§ **Goal**
Exactly as written, write out the lines below from the first to the one containing "Link2, Save, X", inclusive. Pictures do not belong in the copy.

══ Dataset extract

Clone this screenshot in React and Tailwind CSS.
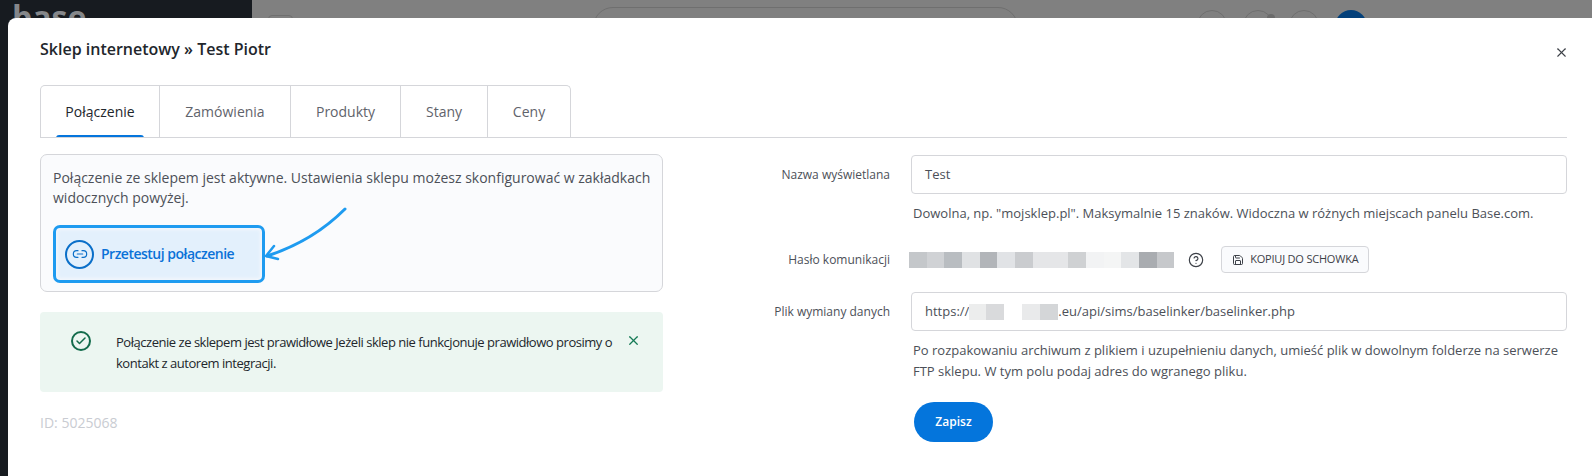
import React from 'react';
import { Check, HelpCircle, Link2, Save, X } from 'lucide-react';

const blurBlocks = [
    'bg-[#c4c7ca]', 'bg-[#d0d2d5]', 'bg-[#b9bdc1]', 'bg-[#e0e2e4]', 'bg-[#b2b5b9]',
    'bg-[#e1e3e6]', 'bg-[#cacccf]', 'bg-[#e5e6e8]', 'bg-[#e5e6e8]', 'bg-[#cfd1d3]',
    'bg-[#f2f3f4]', 'bg-[#f4f5f5]', 'bg-[#e3e5e7]', 'bg-[#a9acb0]', 'bg-[#c6c8cb]',
];

const tabs = [
    { label: 'Połączenie', width: 'w-[119px]', active: true },
    { label: 'Zamówienia', width: 'w-[131px]' },
    { label: 'Produkty', width: 'w-[110px]' },
    { label: 'Stany', width: 'w-[87px]' },
    { label: 'Ceny', width: 'w-[82px]' },
];

function PageBehind() {
    return (
        <div className="flex h-[476px] w-full overflow-hidden">
            <div className="w-[252px] shrink-0 bg-[#171b20] pt-[2px] pl-[12px] text-[32px] leading-[30px] font-bold text-[#85878a]">base</div>
            <div className="flex h-full flex-1 items-start bg-[#808080] pt-[7px]">
                <div className="mt-[8px] ml-[16px] h-[12px] w-[25px] rounded-[4px] border border-[#6f6f6f]" />
                <div className="ml-[300px] h-10 w-[425px] rounded-[20px] border border-[#6f6f6f]" />
                <div className="mt-[3px] ml-[179px] flex gap-[16px]">
                    <div className="h-[30px] w-[30px] rounded-full border border-[#6f6f6f]" />
                    <div className="relative h-[30px] w-[30px] rounded-full border border-[#6f6f6f]">
                        <span className="absolute top-[3px] right-[-3px] h-[12px] w-[8px] rounded-full bg-[#6b6b6b]" />
                    </div>
                    <div className="h-[30px] w-[30px] rounded-full border border-[#6f6f6f]" />
                    <div className="h-[32px] w-[32px] rounded-full bg-[#03407a]" />
                </div>
            </div>
        </div>
    );
}

function Tabs() {
    return (
        <div className="flex h-[53px] border-b border-[#d5d6da]">
            <div className="flex overflow-hidden rounded-t-[5px] border-x border-t border-[#d5d6da]">
                {tabs.map((tab) => (
                    <div
                        key={tab.label}
                        className={`relative flex items-center justify-center border-r border-[#d5d6da] text-[14px] last:border-r-0 ${tab.width} ${tab.active ? 'text-[#22262c]' : 'text-[#5f636b]'}`}
                    >
                        {tab.label}
                        {tab.active && <span className="absolute bottom-[-1px] left-[15px] h-[3px] w-[88px] rounded-t-[3px] bg-[#0475dc]" />}
                    </div>
                ))}
            </div>
        </div>
    );
}

function ConnectionPanel() {
    return (
        <div className="w-[623px] shrink-0">
            <div className="relative h-[138px] rounded-[7px] border border-[#d5d6da] bg-[#fafbfd] pt-[13px] pl-[12px] text-[14px] leading-[20px] text-[#4c5058]">
                <p className="w-[600px]">Połączenie ze sklepem jest aktywne. Ustawienia sklepu możesz skonfigurować w zakładkach widocznych powyżej.</p>
                <div className="mt-[17px] flex h-[58px] w-[212px] items-center gap-[7px] rounded-[7px] border-[3px] border-[#1e9bf0] bg-[#e3f0fc] pl-[9px] shadow-[inset_0_0_3px_2px_#f2f6fc]">
                    <span className="flex h-[29px] w-[29px] items-center justify-center rounded-full border-2 border-[#0a6fc9] text-[#0a6fc9]">
                        <Link2 size={16} strokeWidth={1.75} />
                    </span>
                    <span className="text-[14px] font-semibold tracking-[-0.5px] text-[#0a72d8]">Przetestuj połączenie</span>
                </div>
                {/* annotation arrow drawn over the card */}
                <svg className="absolute top-[50px] left-[222px] text-[#1e9bf0]" width="90" height="56" viewBox="0 0 90 56" fill="none" stroke="currentColor" strokeWidth="3" strokeLinecap="round" strokeLinejoin="round">
                    <path d="M82 4C62 24 38 40 4 51" />
                    <path d="M11 41L3 51L15 54" strokeWidth="2.5" />
                </svg>
            </div>

            <div className="mt-[20px] flex h-[80px] items-start rounded-[4px] bg-[#ecf6f1] pt-[19px] text-[13px] leading-[21px] text-[#22262c]">
                <span className="ml-[31px] flex h-[20px] w-[20px] shrink-0 items-center justify-center rounded-full border-2 border-[#126b4b] text-[#126b4b]">
                    <Check size={12} strokeWidth={3} />
                </span>
                <p className="mt-[1px] ml-[25px] w-[500px] tracking-[-0.47px]">Połączenie ze sklepem jest prawidłowe Jeżeli sklep nie funkcjonuje prawidłowo prosimy o kontakt z autorem integracji.</p>
                <X className="mt-[2px] ml-[10px] text-[#157a55]" size={15} strokeWidth={2} />
            </div>

            <div className="mt-[21px] text-[14px] leading-[20px] text-[#c9ccd2]">ID: 5025068</div>
        </div>
    );
}

function FieldLabel({ children }) {
    return <div className="w-[131px] shrink-0 text-right text-[12px] text-[#4c5058]">{children}</div>;
}

function SettingsForm() {
    return (
        <div className="mt-[1px] ml-[96px] flex-1">
            <div className="flex items-center">
                <FieldLabel>Nazwa wyświetlana</FieldLabel>
                <div className="ml-[21px] flex h-[39px] flex-1 items-center rounded-[4px] border border-[#d5d6da] pl-[13px] text-[13px] text-[#4c5058]">Test</div>
            </div>
            <p className="mt-[9px] ml-[154px] text-[13px] leading-[20px] text-[#4c5058]">Dowolna, np. "mojsklep.pl". Maksymalnie 15 znaków. Widoczna w różnych miejscach panelu Base.com.</p>

            <div className="mt-[23px] flex h-[27px] items-center">
                <FieldLabel>Hasło komunikacji</FieldLabel>
                <div className="ml-[19px] flex h-[16px]">
                    {blurBlocks.map((color, i) => (
                        <div key={i} className={`h-full w-[17.7px] ${color}`} />
                    ))}
                </div>
                <HelpCircle className="ml-[14px] text-[#3d4148]" size={16} strokeWidth={1.75} />
                <button className="ml-[17px] flex h-[27px] w-[148px] items-center justify-center gap-[6px] rounded-[4px] border border-[#d5d6da] bg-[#fafbfd] text-[11px] font-medium tracking-[-0.2px] text-[#3d4148]">
                    <Save size={12} strokeWidth={2} />
                    KOPIUJ DO SCHOWKA
                </button>
            </div>

            <div className="mt-[19px] flex items-center">
                <FieldLabel>Plik wymiany danych</FieldLabel>
                <div className="ml-[21px] flex h-[39px] flex-1 items-center rounded-[4px] border border-[#d5d6da] pl-[13px] text-[13px] text-[#4c5058]">
                    https://
                    <span className="h-[16px] w-[17px] bg-[#eceded]" />
                    <span className="h-[16px] w-[18px] bg-[#d9dadc]" />
                    <span className="ml-[18px] h-[16px] w-[18px] bg-[#e9eaeb]" />
                    <span className="h-[16px] w-[18px] bg-[#d4d6d8]" />
                    .eu/api/sims/baselinker/baselinker.php
                </div>
            </div>
            <p className="mt-[9px] ml-[154px] text-[13px] leading-[21px] text-[#4c5058]">Po rozpakowaniu archiwum z plikiem i uzupełnieniu danych, umieść plik w dowolnym folderze na serwerze FTP sklepu. W tym polu podaj adres do wgranego pliku.</p>

            <button className="mt-[20px] ml-[155px] h-[40px] w-[79px] rounded-[20px] bg-[#0475dc] text-[12px] font-semibold text-white">Zapisz</button>
        </div>
    );
}

export default function App() {
    return (
        <div className="relative h-[476px] w-[1592px] overflow-hidden font-['Open_Sans',sans-serif]">
            <PageBehind />
            <div className="absolute top-[18px] left-[8px] h-[470px] w-[1584px] rounded-tl-[8px] bg-white pt-[19px] pr-[25px] pl-[32px]">
                <div className="flex items-center justify-between">
                    <h1 className="text-[16px] leading-[22px] font-semibold text-[#22262c]">Sklep internetowy » Test Piotr</h1>
                    <X className="mt-[8px] mr-[-2px] text-[#3d4148]" size={15} strokeWidth={1.75} />
                </div>
                <div className="mt-[25px]">
                    <Tabs />
                    <div className="mt-[16px] flex">
                        <ConnectionPanel />
                        <SettingsForm />
                    </div>
                </div>
            </div>
        </div>
    );
}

════

§ **Output for this task**
Clone this screenshot in React and Tailwind CSS.
import React from 'react';
import { Check, HelpCircle, Link2, Save, X } from 'lucide-react';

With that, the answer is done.